Each line from the start of the data below through the one containing "const shown = labs.filter((l)" must be reproduced exactly.

═════ DATA FOR THIS TASK

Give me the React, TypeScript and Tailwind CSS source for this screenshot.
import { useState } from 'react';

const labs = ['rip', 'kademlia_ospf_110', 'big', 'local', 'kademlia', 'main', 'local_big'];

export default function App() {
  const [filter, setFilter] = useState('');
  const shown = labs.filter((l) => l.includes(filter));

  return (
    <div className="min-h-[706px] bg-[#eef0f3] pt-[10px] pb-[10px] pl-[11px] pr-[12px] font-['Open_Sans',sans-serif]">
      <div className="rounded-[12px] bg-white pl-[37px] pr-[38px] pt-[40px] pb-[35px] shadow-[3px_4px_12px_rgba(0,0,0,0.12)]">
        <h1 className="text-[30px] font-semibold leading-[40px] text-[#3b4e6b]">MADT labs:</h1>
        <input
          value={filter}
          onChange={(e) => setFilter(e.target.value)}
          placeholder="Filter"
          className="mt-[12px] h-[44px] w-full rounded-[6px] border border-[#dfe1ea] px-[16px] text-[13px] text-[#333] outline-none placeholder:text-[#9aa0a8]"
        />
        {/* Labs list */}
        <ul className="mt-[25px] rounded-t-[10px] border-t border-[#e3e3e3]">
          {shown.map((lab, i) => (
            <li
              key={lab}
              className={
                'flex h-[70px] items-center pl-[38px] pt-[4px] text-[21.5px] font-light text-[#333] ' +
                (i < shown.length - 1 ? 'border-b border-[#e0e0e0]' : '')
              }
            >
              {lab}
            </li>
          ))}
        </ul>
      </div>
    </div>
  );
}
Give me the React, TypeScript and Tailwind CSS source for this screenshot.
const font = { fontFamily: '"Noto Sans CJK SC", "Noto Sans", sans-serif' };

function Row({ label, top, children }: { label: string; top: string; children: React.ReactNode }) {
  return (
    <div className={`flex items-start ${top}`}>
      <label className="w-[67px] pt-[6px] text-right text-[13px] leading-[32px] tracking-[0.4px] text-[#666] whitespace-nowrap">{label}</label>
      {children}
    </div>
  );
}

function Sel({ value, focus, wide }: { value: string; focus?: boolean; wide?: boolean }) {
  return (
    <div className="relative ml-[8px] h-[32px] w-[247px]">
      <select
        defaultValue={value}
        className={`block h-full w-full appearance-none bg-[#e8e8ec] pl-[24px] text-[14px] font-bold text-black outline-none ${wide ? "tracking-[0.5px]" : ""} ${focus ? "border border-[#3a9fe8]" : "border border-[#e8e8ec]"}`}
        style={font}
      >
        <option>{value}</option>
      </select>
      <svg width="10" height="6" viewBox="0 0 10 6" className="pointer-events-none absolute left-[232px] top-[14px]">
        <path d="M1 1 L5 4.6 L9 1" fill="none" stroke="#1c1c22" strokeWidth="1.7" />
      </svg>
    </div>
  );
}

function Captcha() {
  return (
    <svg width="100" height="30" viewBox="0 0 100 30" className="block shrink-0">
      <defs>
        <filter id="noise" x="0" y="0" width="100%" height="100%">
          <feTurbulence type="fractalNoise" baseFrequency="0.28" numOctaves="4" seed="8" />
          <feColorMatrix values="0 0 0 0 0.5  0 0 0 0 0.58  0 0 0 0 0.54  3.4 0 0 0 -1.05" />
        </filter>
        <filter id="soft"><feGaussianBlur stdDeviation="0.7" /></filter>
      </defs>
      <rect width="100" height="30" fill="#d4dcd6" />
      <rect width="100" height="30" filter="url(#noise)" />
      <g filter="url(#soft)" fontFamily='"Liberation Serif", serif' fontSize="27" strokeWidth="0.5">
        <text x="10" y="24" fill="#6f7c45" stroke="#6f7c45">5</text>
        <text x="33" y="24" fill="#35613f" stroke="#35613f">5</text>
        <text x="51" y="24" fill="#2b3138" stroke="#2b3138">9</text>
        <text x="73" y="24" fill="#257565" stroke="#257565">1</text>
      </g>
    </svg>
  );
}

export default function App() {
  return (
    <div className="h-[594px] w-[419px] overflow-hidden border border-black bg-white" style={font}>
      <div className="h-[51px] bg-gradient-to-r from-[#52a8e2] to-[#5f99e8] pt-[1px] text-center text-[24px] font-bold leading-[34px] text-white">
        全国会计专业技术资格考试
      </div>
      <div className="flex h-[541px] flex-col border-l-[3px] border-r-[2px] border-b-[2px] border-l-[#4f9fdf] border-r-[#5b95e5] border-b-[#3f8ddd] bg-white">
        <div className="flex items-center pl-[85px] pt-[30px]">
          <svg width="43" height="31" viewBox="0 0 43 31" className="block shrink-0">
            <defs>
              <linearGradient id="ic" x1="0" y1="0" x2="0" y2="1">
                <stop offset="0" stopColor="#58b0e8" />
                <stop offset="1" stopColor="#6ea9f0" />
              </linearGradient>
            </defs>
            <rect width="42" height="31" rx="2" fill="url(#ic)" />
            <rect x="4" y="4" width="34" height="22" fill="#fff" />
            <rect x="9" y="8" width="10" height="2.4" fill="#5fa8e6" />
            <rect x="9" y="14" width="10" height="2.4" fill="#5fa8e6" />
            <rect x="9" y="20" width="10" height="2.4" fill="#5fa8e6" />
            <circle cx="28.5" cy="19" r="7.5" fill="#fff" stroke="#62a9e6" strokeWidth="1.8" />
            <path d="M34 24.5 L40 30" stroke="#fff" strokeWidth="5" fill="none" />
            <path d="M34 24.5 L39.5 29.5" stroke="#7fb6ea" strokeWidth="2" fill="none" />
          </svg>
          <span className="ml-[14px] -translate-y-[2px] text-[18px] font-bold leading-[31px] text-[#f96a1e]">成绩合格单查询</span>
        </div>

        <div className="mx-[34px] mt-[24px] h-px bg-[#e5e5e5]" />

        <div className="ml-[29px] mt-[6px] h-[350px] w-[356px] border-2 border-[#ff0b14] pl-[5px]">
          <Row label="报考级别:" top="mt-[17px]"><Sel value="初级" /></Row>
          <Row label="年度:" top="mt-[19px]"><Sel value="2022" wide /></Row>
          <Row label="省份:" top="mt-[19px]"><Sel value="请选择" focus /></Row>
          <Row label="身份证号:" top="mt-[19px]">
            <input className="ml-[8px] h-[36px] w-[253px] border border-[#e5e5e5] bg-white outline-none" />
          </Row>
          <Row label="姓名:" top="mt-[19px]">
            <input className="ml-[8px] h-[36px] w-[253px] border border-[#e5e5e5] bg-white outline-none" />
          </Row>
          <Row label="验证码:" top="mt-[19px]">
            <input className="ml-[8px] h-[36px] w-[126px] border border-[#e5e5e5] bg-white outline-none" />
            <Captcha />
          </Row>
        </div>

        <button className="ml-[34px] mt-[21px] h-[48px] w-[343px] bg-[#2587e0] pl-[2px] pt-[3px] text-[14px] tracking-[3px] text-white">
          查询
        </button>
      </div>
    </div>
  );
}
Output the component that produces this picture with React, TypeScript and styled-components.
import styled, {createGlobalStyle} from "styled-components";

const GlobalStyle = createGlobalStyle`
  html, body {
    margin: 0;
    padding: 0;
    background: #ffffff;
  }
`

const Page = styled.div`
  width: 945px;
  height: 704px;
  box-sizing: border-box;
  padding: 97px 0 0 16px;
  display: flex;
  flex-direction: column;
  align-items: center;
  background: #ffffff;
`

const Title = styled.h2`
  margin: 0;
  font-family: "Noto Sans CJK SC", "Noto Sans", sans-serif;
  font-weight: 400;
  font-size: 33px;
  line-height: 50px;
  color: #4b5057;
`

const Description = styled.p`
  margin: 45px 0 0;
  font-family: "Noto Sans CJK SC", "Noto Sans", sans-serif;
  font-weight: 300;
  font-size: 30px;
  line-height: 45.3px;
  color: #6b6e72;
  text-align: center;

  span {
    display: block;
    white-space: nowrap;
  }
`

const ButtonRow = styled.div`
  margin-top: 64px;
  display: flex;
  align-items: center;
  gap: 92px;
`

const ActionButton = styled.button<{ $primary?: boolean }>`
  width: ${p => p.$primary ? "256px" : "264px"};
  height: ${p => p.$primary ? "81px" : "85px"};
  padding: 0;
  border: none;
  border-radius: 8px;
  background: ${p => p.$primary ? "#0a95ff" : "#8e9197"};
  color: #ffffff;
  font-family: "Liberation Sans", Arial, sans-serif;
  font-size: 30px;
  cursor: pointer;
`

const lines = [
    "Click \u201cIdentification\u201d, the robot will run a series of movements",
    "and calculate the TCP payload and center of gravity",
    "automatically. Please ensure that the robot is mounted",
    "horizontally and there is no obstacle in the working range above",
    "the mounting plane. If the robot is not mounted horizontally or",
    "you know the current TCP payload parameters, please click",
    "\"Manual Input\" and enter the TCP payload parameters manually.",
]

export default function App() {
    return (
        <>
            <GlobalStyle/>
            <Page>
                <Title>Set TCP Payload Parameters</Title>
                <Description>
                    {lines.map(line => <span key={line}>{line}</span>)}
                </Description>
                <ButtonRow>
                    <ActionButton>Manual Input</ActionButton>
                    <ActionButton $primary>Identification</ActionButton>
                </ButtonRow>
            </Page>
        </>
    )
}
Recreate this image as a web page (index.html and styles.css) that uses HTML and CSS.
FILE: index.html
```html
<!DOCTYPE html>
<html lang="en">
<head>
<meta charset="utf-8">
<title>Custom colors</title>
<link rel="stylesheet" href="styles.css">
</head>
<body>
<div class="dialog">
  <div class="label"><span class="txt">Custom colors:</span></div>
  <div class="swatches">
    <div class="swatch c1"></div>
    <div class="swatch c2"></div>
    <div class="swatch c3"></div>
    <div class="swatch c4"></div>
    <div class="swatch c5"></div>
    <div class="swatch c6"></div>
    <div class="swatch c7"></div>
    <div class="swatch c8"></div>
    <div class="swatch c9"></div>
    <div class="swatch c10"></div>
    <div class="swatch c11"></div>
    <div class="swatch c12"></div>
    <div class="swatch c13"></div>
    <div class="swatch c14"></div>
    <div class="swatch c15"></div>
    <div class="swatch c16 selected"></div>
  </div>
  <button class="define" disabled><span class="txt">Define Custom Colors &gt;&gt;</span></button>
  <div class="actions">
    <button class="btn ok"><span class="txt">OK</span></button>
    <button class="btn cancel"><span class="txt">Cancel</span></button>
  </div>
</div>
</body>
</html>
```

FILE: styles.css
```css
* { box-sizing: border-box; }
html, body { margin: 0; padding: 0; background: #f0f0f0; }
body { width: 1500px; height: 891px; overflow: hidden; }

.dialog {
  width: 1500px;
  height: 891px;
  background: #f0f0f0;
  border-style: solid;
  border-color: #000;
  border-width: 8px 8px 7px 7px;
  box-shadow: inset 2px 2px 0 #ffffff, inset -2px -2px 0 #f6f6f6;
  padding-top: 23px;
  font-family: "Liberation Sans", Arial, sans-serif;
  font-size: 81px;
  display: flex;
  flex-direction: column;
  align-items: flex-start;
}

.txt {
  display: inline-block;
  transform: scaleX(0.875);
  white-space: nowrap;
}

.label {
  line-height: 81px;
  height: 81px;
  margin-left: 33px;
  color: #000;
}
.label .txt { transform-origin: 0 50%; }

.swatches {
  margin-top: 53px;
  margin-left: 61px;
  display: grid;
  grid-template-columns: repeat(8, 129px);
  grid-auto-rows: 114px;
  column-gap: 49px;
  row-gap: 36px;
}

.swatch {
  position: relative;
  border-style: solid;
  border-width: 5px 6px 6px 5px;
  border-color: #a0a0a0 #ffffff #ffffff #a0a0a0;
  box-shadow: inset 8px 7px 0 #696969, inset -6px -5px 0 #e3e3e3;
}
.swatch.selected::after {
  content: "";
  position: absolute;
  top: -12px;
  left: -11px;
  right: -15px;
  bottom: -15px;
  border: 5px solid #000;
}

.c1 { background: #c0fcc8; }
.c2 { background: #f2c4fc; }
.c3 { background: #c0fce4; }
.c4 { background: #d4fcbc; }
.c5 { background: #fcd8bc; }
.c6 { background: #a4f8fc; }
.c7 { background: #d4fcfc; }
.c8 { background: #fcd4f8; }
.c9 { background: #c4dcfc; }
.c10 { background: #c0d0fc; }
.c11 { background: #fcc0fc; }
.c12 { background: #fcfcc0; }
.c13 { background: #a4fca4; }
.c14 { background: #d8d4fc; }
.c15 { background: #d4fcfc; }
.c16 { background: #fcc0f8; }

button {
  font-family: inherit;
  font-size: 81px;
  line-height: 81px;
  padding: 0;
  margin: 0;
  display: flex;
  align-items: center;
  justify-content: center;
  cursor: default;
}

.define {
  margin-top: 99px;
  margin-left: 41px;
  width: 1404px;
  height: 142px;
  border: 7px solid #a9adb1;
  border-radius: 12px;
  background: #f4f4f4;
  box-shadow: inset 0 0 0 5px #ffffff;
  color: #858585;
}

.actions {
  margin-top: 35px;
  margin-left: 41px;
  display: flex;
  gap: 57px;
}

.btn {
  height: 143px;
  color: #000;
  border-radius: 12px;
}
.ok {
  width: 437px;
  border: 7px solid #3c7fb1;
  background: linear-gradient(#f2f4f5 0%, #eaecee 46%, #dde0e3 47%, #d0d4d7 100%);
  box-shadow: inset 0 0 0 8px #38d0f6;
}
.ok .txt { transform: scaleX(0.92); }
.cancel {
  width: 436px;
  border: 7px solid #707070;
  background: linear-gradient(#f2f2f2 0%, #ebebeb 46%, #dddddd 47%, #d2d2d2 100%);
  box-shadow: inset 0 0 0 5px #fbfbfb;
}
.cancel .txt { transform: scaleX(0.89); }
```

══════════

WRITTEN ANSWER ▸
Give me the React, TypeScript and Tailwind CSS source for this screenshot.
import { useState } from 'react';

const labs = ['rip', 'kademlia_ospf_110', 'big', 'local', 'kademlia', 'main', 'local_big'];

export default function App() {
  const [filter, setFilter] = useState('');
  const shown = labs.filter((l) => l.includes(filter));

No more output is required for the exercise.